For each test case, the first line contains a single integer n (1 <= n <= 100,000) indicating the total number of problems. The second line contains n integers xi (0 <= xi <= 1,000,000,000), separated by single space, denoting the difficulties of each problem, already sorted by publish time. The next line is a single integer m (1 <= m <= 100,000), specifying number of queries. Then m lines follow, each line contains a pair of integers, A and B (1 <= A <= B <= n), denoting that Mr. B needed to choose a problem between positions A and B(inclusively, positions are counted from 1). It is guaranteed that the number of items between A and B is odd.
Output
For each query, output a single line containing an integer which denotes the difficulty of the problem that Mr. B should choose.
Example
Input: 5 5 3 2 4 1 3 1 3 2 4 3 5 5 10 6 4 8 2 3 1 3 2 4 3 5 Output: Case 1: 3 3 2 Case 2: 6 6 4
废话连篇的题目,就是排序问题。

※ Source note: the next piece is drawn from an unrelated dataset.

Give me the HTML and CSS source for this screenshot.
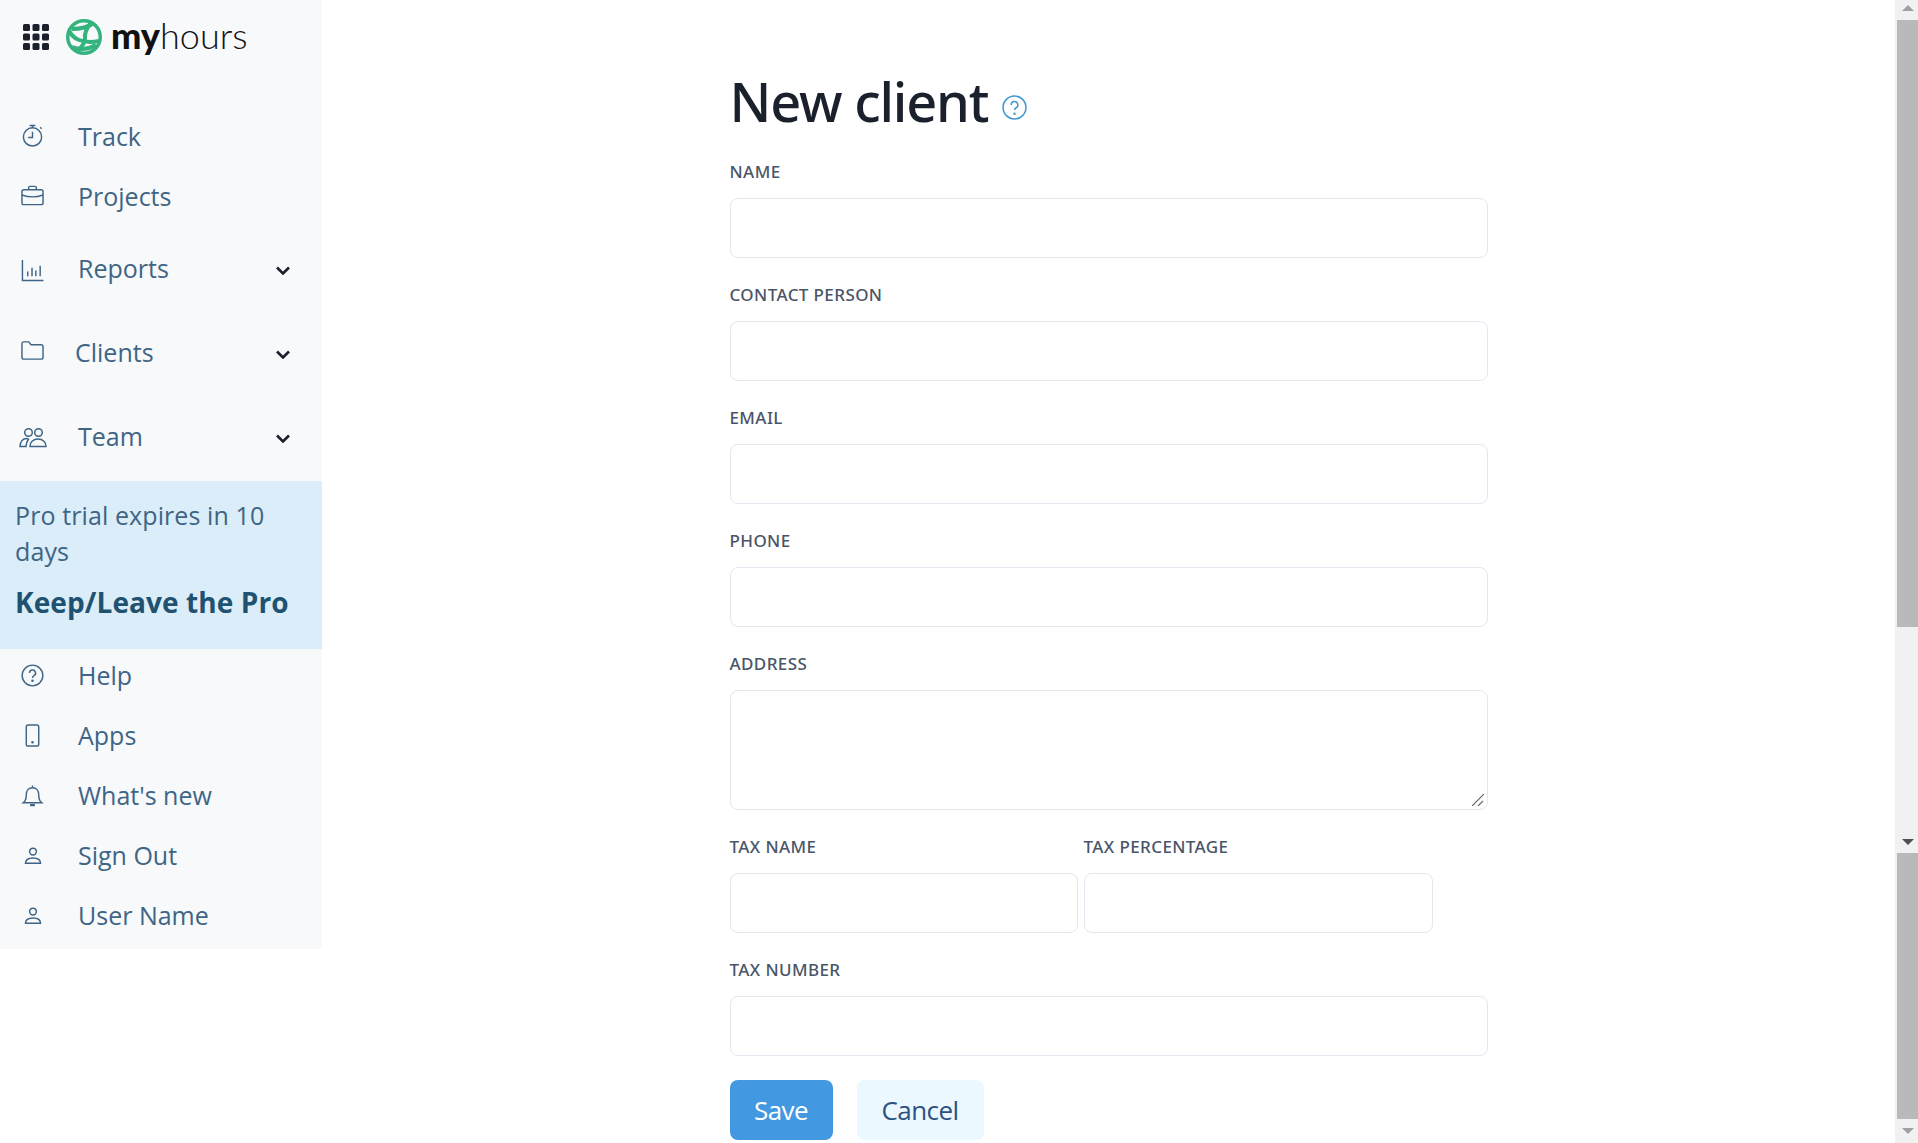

可能快排的方法不够优化,超时三次没过。
#include<stdio.h>
#include<iostream>
using namespace std;
void qsort(int left ,int right, long long a[])
{
int i , j, x;
if(right<left+2){
if(a[left]>a[right])
swap(a[left], a[right]);
return ;
}
i = left, j = right, x = a[right];
while(i<j){
while(a[i]<x && i<j) i++;
while(a[j]>=x && i<j) j--;
swap(a[i], a[j]);
}
swap(a[i], a[right]);
if(left<i-1) qsort(left, i-1, a);
if(i+1<right) qsort(i+1, right,a);
}
int main()
{
int n,i,m,a,b,c,y,p;
long long x[100005];
long long z[100005];
p=1;
while(scanf("%d",&n)!=EOF)
{
for(i=1;i<=n;i++)
{
scanf("%lld",&x[i]);
}
for(i=1;i<=n;i++)
{
z[i]=x[i];
}
scanf("%d",&m);
printf("Case %d:\n",p);
for(a=1;a<=m;a++)
{
scanf("%d %d",&b,&c);
for(i=b;i<=c;i++)
{
z[i]=x[i];
}
qsort(b,c,z);
y=(b+c)/2;
printf("%d\n",z[y]);
}
p++;
}
}
出来的结果没问题,需要优化。。。。